> [Dataset content]
---*---

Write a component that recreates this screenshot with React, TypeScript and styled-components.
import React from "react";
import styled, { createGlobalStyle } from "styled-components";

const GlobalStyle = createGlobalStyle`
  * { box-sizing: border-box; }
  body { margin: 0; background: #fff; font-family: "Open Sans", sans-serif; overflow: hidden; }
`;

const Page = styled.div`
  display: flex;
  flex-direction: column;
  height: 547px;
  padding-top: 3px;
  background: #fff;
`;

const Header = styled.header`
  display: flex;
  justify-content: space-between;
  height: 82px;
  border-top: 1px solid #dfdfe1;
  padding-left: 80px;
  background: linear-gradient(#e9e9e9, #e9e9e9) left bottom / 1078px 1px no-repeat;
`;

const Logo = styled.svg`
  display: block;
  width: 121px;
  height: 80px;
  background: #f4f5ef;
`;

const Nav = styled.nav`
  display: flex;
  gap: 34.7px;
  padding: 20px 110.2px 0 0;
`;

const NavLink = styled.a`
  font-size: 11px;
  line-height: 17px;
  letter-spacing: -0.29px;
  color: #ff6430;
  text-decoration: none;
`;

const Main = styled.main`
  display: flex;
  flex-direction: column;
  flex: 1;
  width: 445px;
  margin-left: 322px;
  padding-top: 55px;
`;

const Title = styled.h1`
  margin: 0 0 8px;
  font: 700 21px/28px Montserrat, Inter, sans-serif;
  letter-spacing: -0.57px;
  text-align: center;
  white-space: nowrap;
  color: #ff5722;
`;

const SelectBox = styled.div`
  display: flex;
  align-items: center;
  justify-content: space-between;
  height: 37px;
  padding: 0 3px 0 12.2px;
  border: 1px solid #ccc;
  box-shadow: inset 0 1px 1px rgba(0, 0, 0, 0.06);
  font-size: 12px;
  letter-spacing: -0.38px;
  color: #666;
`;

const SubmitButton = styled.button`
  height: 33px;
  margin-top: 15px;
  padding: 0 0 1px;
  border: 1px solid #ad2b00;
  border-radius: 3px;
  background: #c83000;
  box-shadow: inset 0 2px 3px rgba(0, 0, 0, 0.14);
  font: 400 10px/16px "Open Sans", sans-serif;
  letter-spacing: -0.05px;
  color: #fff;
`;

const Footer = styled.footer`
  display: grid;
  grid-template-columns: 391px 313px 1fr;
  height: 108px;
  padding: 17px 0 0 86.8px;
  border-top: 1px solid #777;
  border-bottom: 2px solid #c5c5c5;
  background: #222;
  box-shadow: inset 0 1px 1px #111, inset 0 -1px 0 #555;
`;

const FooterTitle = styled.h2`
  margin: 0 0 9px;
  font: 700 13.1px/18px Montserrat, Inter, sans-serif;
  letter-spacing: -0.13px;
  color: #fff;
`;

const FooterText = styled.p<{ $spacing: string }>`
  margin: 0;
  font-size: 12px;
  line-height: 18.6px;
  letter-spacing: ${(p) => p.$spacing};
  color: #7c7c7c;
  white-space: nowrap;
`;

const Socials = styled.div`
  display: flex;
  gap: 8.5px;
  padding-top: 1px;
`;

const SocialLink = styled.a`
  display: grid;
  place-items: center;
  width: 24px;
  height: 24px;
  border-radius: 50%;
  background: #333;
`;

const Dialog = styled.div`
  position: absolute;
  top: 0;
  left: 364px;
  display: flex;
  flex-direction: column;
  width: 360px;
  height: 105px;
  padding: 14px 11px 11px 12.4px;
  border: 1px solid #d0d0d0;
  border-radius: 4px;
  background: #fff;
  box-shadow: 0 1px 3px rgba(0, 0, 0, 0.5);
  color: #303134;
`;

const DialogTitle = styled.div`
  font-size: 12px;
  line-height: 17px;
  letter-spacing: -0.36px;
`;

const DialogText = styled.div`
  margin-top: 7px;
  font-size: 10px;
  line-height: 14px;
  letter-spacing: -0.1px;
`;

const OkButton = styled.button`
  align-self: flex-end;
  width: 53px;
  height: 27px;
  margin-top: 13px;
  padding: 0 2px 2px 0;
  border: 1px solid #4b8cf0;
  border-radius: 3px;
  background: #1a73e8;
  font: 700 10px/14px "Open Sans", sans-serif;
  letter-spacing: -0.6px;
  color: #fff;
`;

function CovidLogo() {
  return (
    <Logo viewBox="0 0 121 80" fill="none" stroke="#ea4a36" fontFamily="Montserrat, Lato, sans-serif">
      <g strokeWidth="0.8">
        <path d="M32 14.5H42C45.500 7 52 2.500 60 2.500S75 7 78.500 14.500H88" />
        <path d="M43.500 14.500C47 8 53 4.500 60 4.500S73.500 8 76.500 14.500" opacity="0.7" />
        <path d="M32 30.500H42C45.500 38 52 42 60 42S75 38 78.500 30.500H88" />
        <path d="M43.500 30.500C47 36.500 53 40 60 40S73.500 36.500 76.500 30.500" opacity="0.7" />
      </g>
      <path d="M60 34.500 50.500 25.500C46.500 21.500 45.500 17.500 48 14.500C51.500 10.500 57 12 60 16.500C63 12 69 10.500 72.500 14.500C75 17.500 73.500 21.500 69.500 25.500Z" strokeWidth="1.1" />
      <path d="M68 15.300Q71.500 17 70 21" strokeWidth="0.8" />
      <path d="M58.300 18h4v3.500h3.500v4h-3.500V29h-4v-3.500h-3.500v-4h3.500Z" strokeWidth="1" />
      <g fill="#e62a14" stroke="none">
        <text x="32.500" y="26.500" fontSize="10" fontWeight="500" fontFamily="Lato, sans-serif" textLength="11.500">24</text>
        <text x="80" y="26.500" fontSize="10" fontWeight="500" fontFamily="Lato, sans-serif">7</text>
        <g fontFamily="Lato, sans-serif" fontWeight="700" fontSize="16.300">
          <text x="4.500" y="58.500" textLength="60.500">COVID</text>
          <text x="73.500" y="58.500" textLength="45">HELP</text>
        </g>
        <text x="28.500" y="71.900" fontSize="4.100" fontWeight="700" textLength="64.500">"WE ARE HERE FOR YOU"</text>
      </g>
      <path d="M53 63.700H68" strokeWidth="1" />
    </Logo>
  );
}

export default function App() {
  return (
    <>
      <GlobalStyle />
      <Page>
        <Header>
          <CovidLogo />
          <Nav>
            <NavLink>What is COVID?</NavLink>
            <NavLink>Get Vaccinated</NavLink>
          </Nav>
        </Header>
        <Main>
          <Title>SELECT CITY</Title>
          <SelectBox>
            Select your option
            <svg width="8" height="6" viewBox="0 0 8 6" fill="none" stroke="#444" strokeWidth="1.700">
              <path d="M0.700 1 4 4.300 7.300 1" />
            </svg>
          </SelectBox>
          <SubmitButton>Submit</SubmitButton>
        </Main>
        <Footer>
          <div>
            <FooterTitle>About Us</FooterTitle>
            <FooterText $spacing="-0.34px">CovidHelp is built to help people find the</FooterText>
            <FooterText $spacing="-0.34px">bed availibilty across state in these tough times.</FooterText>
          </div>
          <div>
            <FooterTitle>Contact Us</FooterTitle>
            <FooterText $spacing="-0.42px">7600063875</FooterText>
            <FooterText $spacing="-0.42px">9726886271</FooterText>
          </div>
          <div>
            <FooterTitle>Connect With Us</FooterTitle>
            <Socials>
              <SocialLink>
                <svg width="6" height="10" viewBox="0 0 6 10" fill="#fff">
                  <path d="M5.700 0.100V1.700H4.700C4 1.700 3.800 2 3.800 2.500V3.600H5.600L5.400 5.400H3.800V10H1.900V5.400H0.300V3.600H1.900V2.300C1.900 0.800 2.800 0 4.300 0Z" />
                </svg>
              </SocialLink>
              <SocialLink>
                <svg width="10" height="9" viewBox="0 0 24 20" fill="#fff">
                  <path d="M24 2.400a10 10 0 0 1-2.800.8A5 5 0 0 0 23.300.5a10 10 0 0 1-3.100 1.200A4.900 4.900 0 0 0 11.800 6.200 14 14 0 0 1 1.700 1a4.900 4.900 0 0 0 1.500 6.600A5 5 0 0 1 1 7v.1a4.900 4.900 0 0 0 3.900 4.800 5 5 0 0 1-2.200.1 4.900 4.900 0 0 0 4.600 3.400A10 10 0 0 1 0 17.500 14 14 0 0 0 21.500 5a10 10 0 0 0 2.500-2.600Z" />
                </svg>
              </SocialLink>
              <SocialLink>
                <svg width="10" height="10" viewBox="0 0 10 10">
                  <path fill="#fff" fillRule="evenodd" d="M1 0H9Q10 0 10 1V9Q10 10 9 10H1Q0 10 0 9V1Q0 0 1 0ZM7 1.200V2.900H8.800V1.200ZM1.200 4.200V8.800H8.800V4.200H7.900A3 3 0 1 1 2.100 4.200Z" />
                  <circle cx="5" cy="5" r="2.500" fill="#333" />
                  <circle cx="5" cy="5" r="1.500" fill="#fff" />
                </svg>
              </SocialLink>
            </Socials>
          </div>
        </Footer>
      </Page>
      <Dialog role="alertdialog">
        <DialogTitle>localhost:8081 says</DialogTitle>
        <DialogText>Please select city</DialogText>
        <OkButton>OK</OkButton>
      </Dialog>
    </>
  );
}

---*---

> [Direction]
Look through the listing and extract every line with "components" in it.

> [Response]
Write a component that recreates this screenshot with React, TypeScript and styled-components.
import styled, { createGlobalStyle } from "styled-components";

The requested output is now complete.